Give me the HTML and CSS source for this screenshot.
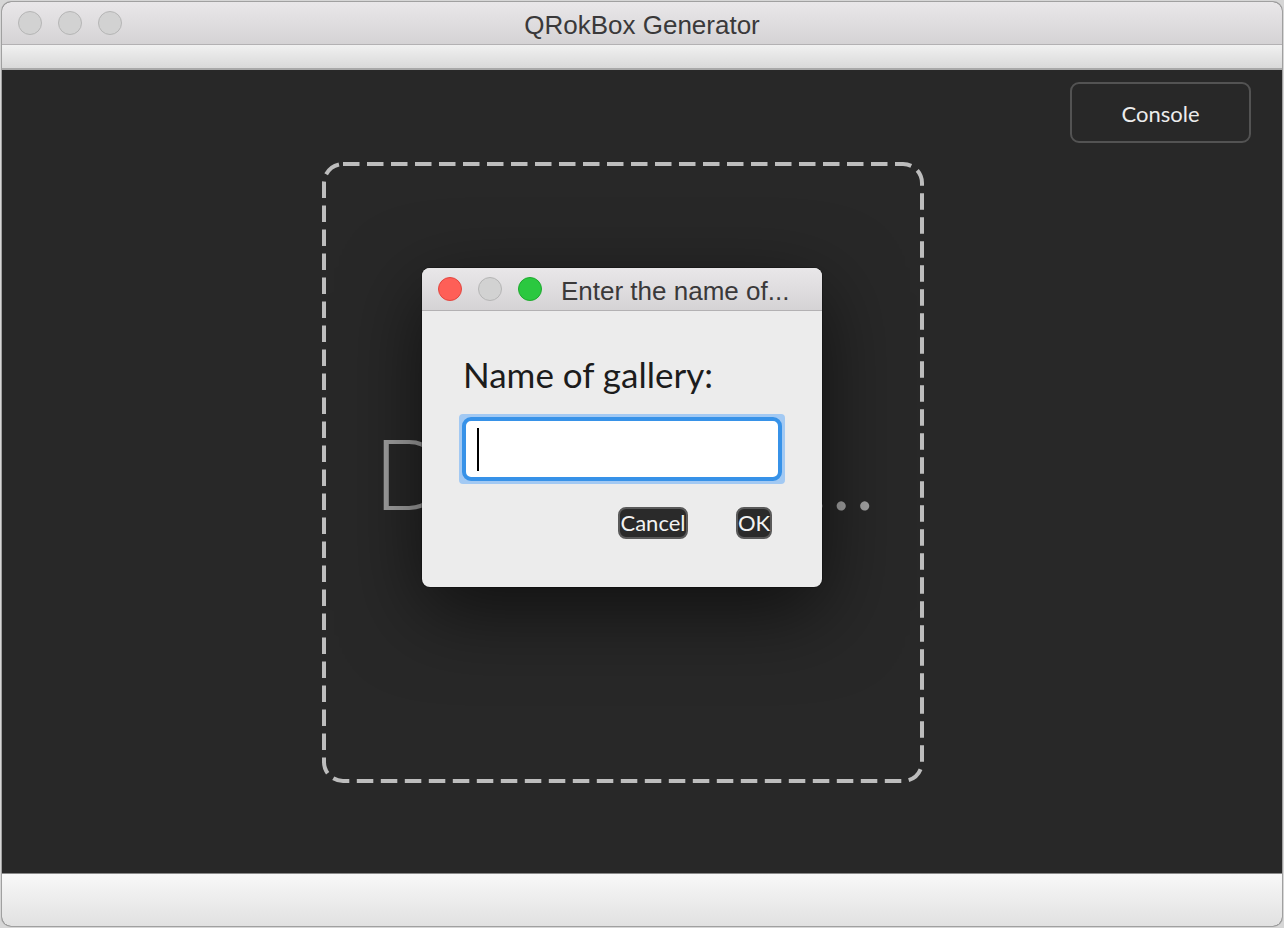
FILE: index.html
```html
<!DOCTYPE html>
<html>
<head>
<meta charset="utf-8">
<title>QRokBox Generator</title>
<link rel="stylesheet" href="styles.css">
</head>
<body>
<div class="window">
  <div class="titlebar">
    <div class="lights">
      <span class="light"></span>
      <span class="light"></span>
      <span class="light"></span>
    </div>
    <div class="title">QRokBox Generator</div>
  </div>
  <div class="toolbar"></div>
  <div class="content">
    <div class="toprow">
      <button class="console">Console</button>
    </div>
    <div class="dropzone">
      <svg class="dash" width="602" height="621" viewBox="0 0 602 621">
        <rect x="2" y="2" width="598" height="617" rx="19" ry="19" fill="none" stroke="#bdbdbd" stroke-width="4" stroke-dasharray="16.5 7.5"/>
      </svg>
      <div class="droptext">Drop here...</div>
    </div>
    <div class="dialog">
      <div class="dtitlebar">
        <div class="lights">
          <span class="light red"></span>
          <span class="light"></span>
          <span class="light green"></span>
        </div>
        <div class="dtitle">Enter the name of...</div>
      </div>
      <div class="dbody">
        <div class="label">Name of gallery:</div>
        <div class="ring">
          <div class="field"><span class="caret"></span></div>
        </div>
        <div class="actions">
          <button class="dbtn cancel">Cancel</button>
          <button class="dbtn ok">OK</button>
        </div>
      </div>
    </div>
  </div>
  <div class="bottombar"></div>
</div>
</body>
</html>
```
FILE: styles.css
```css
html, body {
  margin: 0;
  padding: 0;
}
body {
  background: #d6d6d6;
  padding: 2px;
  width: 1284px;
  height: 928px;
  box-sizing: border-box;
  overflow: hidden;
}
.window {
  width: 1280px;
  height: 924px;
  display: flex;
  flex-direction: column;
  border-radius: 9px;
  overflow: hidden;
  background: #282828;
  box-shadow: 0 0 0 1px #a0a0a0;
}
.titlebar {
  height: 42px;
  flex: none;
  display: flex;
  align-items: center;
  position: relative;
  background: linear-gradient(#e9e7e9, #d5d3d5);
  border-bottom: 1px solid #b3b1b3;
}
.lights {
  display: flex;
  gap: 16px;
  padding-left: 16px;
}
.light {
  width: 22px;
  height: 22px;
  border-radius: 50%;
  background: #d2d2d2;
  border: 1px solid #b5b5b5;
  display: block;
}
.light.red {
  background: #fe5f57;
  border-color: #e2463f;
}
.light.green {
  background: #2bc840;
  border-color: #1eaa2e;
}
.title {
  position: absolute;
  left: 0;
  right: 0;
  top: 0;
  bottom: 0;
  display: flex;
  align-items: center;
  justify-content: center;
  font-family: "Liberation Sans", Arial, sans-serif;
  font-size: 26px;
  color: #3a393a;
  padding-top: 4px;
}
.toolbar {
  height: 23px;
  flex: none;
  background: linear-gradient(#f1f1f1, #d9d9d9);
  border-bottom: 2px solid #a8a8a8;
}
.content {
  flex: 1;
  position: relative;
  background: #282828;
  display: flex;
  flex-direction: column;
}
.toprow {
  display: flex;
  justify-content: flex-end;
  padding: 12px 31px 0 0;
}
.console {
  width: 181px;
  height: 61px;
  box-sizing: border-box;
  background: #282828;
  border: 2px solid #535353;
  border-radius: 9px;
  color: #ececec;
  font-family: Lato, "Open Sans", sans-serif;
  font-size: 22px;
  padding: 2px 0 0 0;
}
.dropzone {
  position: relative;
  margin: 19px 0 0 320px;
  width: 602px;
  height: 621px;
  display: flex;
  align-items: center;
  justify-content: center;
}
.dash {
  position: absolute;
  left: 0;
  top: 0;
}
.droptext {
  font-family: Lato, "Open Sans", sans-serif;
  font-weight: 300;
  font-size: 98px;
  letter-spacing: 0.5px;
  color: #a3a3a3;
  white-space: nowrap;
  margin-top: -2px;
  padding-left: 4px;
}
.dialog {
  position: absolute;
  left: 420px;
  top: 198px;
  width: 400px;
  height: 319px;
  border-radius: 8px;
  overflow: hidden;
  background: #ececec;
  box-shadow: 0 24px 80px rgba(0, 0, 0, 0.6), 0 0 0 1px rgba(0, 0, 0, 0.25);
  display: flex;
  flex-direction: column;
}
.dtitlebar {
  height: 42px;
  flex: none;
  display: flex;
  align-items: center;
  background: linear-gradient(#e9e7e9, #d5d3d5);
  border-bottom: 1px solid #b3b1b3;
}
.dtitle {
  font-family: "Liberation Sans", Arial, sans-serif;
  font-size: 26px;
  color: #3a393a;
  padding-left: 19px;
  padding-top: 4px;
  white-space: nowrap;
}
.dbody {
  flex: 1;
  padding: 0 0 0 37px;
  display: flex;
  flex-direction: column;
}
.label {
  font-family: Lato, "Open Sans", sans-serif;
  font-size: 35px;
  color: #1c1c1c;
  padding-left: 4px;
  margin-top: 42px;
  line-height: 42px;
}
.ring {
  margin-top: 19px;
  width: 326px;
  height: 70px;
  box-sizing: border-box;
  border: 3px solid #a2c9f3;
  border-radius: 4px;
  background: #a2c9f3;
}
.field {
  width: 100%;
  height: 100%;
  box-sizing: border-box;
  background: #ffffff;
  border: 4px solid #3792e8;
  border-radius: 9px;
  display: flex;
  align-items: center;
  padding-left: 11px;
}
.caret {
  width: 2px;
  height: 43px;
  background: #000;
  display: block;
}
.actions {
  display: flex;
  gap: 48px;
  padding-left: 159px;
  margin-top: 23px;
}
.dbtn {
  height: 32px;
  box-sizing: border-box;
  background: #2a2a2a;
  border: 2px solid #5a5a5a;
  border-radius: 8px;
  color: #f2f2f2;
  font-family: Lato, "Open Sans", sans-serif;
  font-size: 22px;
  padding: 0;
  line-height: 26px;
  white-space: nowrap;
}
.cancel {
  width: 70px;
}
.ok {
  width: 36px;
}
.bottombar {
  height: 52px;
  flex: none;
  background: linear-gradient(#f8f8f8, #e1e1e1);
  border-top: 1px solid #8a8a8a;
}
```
■ ■ ■ ■
• [Stated exercise]: Except for the pictures, give all the material above again verbatim.

• [Response to the exercise]:
Give me the HTML and CSS source for this screenshot.
FILE: index.html
```html
<!DOCTYPE html>
<html>
<head>
<meta charset="utf-8">
<title>QRokBox Generator</title>
<link rel="stylesheet" href="styles.css">
</head>
<body>
<div class="window">
  <div class="titlebar">
    <div class="lights">
      <span class="light"></span>
      <span class="light"></span>
      <span class="light"></span>
    </div>
    <div class="title">QRokBox Generator</div>
  </div>
  <div class="toolbar"></div>
  <div class="content">
    <div class="toprow">
      <button class="console">Console</button>
    </div>
    <div class="dropzone">
      <svg class="dash" width="602" height="621" viewBox="0 0 602 621">
        <rect x="2" y="2" width="598" height="617" rx="19" ry="19" fill="none" stroke="#bdbdbd" stroke-width="4" stroke-dasharray="16.5 7.5"/>
      </svg>
      <div class="droptext">Drop here...</div>
    </div>
    <div class="dialog">
      <div class="dtitlebar">
        <div class="lights">
          <span class="light red"></span>
          <span class="light"></span>
          <span class="light green"></span>
        </div>
        <div class="dtitle">Enter the name of...</div>
      </div>
      <div class="dbody">
        <div class="label">Name of gallery:</div>
        <div class="ring">
          <div class="field"><span class="caret"></span></div>
        </div>
        <div class="actions">
          <button class="dbtn cancel">Cancel</button>
          <button class="dbtn ok">OK</button>
        </div>
      </div>
    </div>
  </div>
  <div class="bottombar"></div>
</div>
</body>
</html>
```
FILE: styles.css
```css
html, body {
  margin: 0;
  padding: 0;
}
body {
  background: #d6d6d6;
  padding: 2px;
  width: 1284px;
  height: 928px;
  box-sizing: border-box;
  overflow: hidden;
}
.window {
  width: 1280px;
  height: 924px;
  display: flex;
  flex-direction: column;
  border-radius: 9px;
  overflow: hidden;
  background: #282828;
  box-shadow: 0 0 0 1px #a0a0a0;
}
.titlebar {
  height: 42px;
  flex: none;
  display: flex;
  align-items: center;
  position: relative;
  background: linear-gradient(#e9e7e9, #d5d3d5);
  border-bottom: 1px solid #b3b1b3;
}
.lights {
  display: flex;
  gap: 16px;
  padding-left: 16px;
}
.light {
  width: 22px;
  height: 22px;
  border-radius: 50%;
  background: #d2d2d2;
  border: 1px solid #b5b5b5;
  display: block;
}
.light.red {
  background: #fe5f57;
  border-color: #e2463f;
}
.light.green {
  background: #2bc840;
  border-color: #1eaa2e;
}
.title {
  position: absolute;
  left: 0;
  right: 0;
  top: 0;
  bottom: 0;
  display: flex;
  align-items: center;
  justify-content: center;
  font-family: "Liberation Sans", Arial, sans-serif;
  font-size: 26px;
  color: #3a393a;
  padding-top: 4px;
}
.toolbar {
  height: 23px;
  flex: none;
  background: linear-gradient(#f1f1f1, #d9d9d9);
  border-bottom: 2px solid #a8a8a8;
}
.content {
  flex: 1;
  position: relative;
  background: #282828;
  display: flex;
  flex-direction: column;
}
.toprow {
  display: flex;
  justify-content: flex-end;
  padding: 12px 31px 0 0;
}
.console {
  width: 181px;
  height: 61px;
  box-sizing: border-box;
  background: #282828;
  border: 2px solid #535353;
  border-radius: 9px;
  color: #ececec;
  font-family: Lato, "Open Sans", sans-serif;
  font-size: 22px;
  padding: 2px 0 0 0;
}
.dropzone {
  position: relative;
  margin: 19px 0 0 320px;
  width: 602px;
  height: 621px;
  display: flex;
  align-items: center;
  justify-content: center;
}
.dash {
  position: absolute;
  left: 0;
  top: 0;
}
.droptext {
  font-family: Lato, "Open Sans", sans-serif;
  font-weight: 300;
  font-size: 98px;
  letter-spacing: 0.5px;
  color: #a3a3a3;
  white-space: nowrap;
  margin-top: -2px;
  padding-left: 4px;
}
.dialog {
  position: absolute;
  left: 420px;
  top: 198px;
  width: 400px;
  height: 319px;
  border-radius: 8px;
  overflow: hidden;
  background: #ececec;
  box-shadow: 0 24px 80px rgba(0, 0, 0, 0.6), 0 0 0 1px rgba(0, 0, 0, 0.25);
  display: flex;
  flex-direction: column;
}
.dtitlebar {
  height: 42px;
  flex: none;
  display: flex;
  align-items: center;
  background: linear-gradient(#e9e7e9, #d5d3d5);
  border-bottom: 1px solid #b3b1b3;
}
.dtitle {
  font-family: "Liberation Sans", Arial, sans-serif;
  font-size: 26px;
  color: #3a393a;
  padding-left: 19px;
  padding-top: 4px;
  white-space: nowrap;
}
.dbody {
  flex: 1;
  padding: 0 0 0 37px;
  display: flex;
  flex-direction: column;
}
.label {
  font-family: Lato, "Open Sans", sans-serif;
  font-size: 35px;
  color: #1c1c1c;
  padding-left: 4px;
  margin-top: 42px;
  line-height: 42px;
}
.ring {
  margin-top: 19px;
  width: 326px;
  height: 70px;
  box-sizing: border-box;
  border: 3px solid #a2c9f3;
  border-radius: 4px;
  background: #a2c9f3;
}
.field {
  width: 100%;
  height: 100%;
  box-sizing: border-box;
  background: #ffffff;
  border: 4px solid #3792e8;
  border-radius: 9px;
  display: flex;
  align-items: center;
  padding-left: 11px;
}
.caret {
  width: 2px;
  height: 43px;
  background: #000;
  display: block;
}
.actions {
  display: flex;
  gap: 48px;
  padding-left: 159px;
  margin-top: 23px;
}
.dbtn {
  height: 32px;
  box-sizing: border-box;
  background: #2a2a2a;
  border: 2px solid #5a5a5a;
  border-radius: 8px;
  color: #f2f2f2;
  font-family: Lato, "Open Sans", sans-serif;
  font-size: 22px;
  padding: 0;
  line-height: 26px;
  white-space: nowrap;
}
.cancel {
  width: 70px;
}
.ok {
  width: 36px;
}
.bottombar {
  height: 52px;
  flex: none;
  background: linear-gradient(#f8f8f8, #e1e1e1);
  border-top: 1px solid #8a8a8a;
}
```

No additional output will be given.